↓
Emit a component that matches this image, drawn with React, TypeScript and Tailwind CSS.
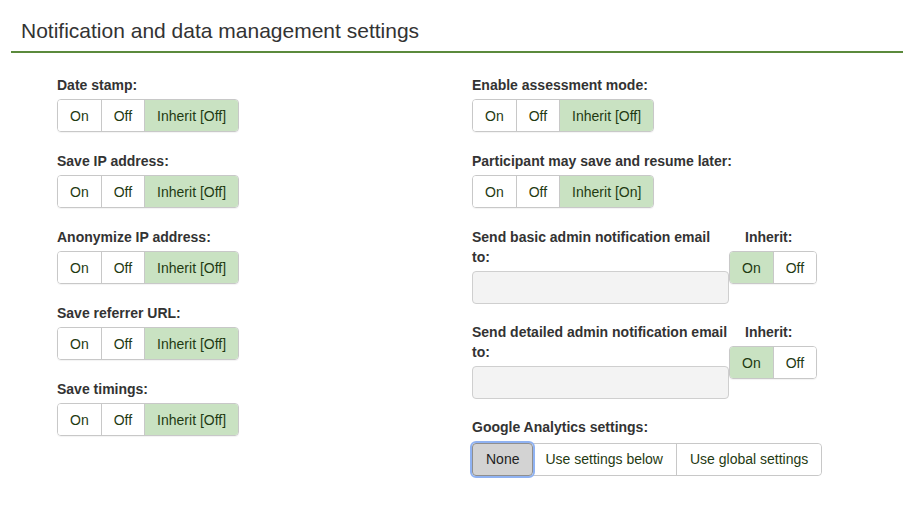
import React from "react";

type Opt = { label: string; active?: boolean };

function ButtonGroup({ options }: { options: Opt[] }) {
  return (
    <div className="inline-flex h-[33px] rounded-[4px] overflow-hidden border border-[#c8c8c8] shadow-[0_1px_1px_rgba(0,0,0,0.05)]">
      {options.map((o, i) => (
        <button
          key={o.label}
          className={
            "px-3 text-[14px] text-[#1f3a12] leading-none " +
            (i > 0 ? "border-l border-[#c8c8c8] " : "") +
            (o.active ? "bg-[#c9e2c2]" : "bg-white")
          }
        >
          {o.label}
        </button>
      ))}
    </div>
  );
}

function ToggleField({ label, inherit }: { label: string; inherit: string }) {
  return (
    <div className="mb-[19px]">
      <div className="text-[14px] font-bold text-[#333] leading-5">{label}</div>
      <div className="mt-1">
        <ButtonGroup
          options={[
            { label: "On" },
            { label: "Off" },
            { label: `Inherit [${inherit}]`, active: true },
          ]}
        />
      </div>
    </div>
  );
}

function EmailField({ label }: { label: string }) {
  return (
    <div className="flex mb-[18px]">
      <div className="w-[257px]">
        <div className="text-[14px] font-bold text-[#333] leading-5 whitespace-nowrap">
          {label}
          <br />
          to:
        </div>
        <div className="mt-1 h-[33px] rounded-[4px] border border-[#cfcfcf] bg-[#f3f3f3]" />
      </div>
      <div>
        <div className="text-[14px] font-bold text-[#333] leading-5 pl-4">Inherit:</div>
        <div className="mt-1">
          <ButtonGroup options={[{ label: "On", active: true }, { label: "Off" }]} />
        </div>
      </div>
    </div>
  );
}

export default function App() {
  return (
    <div className="min-h-[528px] bg-white pl-[11px] pr-[8px] pt-[18px]" style={{ fontFamily: '"Liberation Sans", Arial, sans-serif' }}>
      <div className="border-b-2 border-[#5b8a3c] pb-[7px] pl-[10px]">
        <h2 className="text-[21px] leading-[26px] text-[#333]">Notification and data management settings</h2>
      </div>
      <div className="grid grid-cols-[415px_1fr] pl-[46px] pt-[22px]">
        <div>
          <ToggleField label="Date stamp:" inherit="Off" />
          <ToggleField label="Save IP address:" inherit="Off" />
          <ToggleField label="Anonymize IP address:" inherit="Off" />
          <ToggleField label="Save referrer URL:" inherit="Off" />
          <ToggleField label="Save timings:" inherit="Off" />
        </div>
        <div>
          <ToggleField label="Enable assessment mode:" inherit="Off" />
          <ToggleField label="Participant may save and resume later:" inherit="On" />
          <EmailField label="Send basic admin notification email" />
          <EmailField label="Send detailed admin notification email" />
          <div>
            <div className="text-[14px] font-bold text-[#333] leading-5">Google Analytics settings:</div>
            <div className="mt-[6px] inline-flex h-[33px] rounded-[4px] border border-[#c8c8c8]">
              <button className="px-[13px] text-[14px] text-[#222] bg-[#d3d3d3] border border-[#8f8f8f] rounded-[4px] -m-px outline outline-2 outline-[#8fb2f2] relative z-10">
                None
              </button>
              <button className="px-[13px] text-[14px] text-[#1f3a12] bg-white border-r border-[#c8c8c8]">
                Use settings below
              </button>
              <button className="px-[13px] text-[14px] text-[#1f3a12] bg-white rounded-r-[4px]">
                Use global settings
              </button>
            </div>
          </div>
        </div>
      </div>
    </div>
  );
}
↑
[What is expected] Exclude the images, then output the data above word for word.

[Full output]
Emit a component that matches this image, drawn with React, TypeScript and Tailwind CSS.
import React from "react";

type Opt = { label: string; active?: boolean };

function ButtonGroup({ options }: { options: Opt[] }) {
  return (
    <div className="inline-flex h-[33px] rounded-[4px] overflow-hidden border border-[#c8c8c8] shadow-[0_1px_1px_rgba(0,0,0,0.05)]">
      {options.map((o, i) => (
        <button
          key={o.label}
          className={
            "px-3 text-[14px] text-[#1f3a12] leading-none " +
            (i > 0 ? "border-l border-[#c8c8c8] " : "") +
            (o.active ? "bg-[#c9e2c2]" : "bg-white")
          }
        >
          {o.label}
        </button>
      ))}
    </div>
  );
}

function ToggleField({ label, inherit }: { label: string; inherit: string }) {
  return (
    <div className="mb-[19px]">
      <div className="text-[14px] font-bold text-[#333] leading-5">{label}</div>
      <div className="mt-1">
        <ButtonGroup
          options={[
            { label: "On" },
            { label: "Off" },
            { label: `Inherit [${inherit}]`, active: true },
          ]}
        />
      </div>
    </div>
  );
}

function EmailField({ label }: { label: string }) {
  return (
    <div className="flex mb-[18px]">
      <div className="w-[257px]">
        <div className="text-[14px] font-bold text-[#333] leading-5 whitespace-nowrap">
          {label}
          <br />
          to:
        </div>
        <div className="mt-1 h-[33px] rounded-[4px] border border-[#cfcfcf] bg-[#f3f3f3]" />
      </div>
      <div>
        <div className="text-[14px] font-bold text-[#333] leading-5 pl-4">Inherit:</div>
        <div className="mt-1">
          <ButtonGroup options={[{ label: "On", active: true }, { label: "Off" }]} />
        </div>
      </div>
    </div>
  );
}

export default function App() {
  return (
    <div className="min-h-[528px] bg-white pl-[11px] pr-[8px] pt-[18px]" style={{ fontFamily: '"Liberation Sans", Arial, sans-serif' }}>
      <div className="border-b-2 border-[#5b8a3c] pb-[7px] pl-[10px]">
        <h2 className="text-[21px] leading-[26px] text-[#333]">Notification and data management settings</h2>
      </div>
      <div className="grid grid-cols-[415px_1fr] pl-[46px] pt-[22px]">
        <div>
          <ToggleField label="Date stamp:" inherit="Off" />
          <ToggleField label="Save IP address:" inherit="Off" />
          <ToggleField label="Anonymize IP address:" inherit="Off" />
          <ToggleField label="Save referrer URL:" inherit="Off" />
          <ToggleField label="Save timings:" inherit="Off" />
        </div>
        <div>
          <ToggleField label="Enable assessment mode:" inherit="Off" />
          <ToggleField label="Participant may save and resume later:" inherit="On" />
          <EmailField label="Send basic admin notification email" />
          <EmailField label="Send detailed admin notification email" />
          <div>
            <div className="text-[14px] font-bold text-[#333] leading-5">Google Analytics settings:</div>
            <div className="mt-[6px] inline-flex h-[33px] rounded-[4px] border border-[#c8c8c8]">
              <button className="px-[13px] text-[14px] text-[#222] bg-[#d3d3d3] border border-[#8f8f8f] rounded-[4px] -m-px outline outline-2 outline-[#8fb2f2] relative z-10">
                None
              </button>
              <button className="px-[13px] text-[14px] text-[#1f3a12] bg-white border-r border-[#c8c8c8]">
                Use settings below
              </button>
              <button className="px-[13px] text-[14px] text-[#1f3a12] bg-white rounded-r-[4px]">
                Use global settings
              </button>
            </div>
          </div>
        </div>
      </div>
    </div>
  );
}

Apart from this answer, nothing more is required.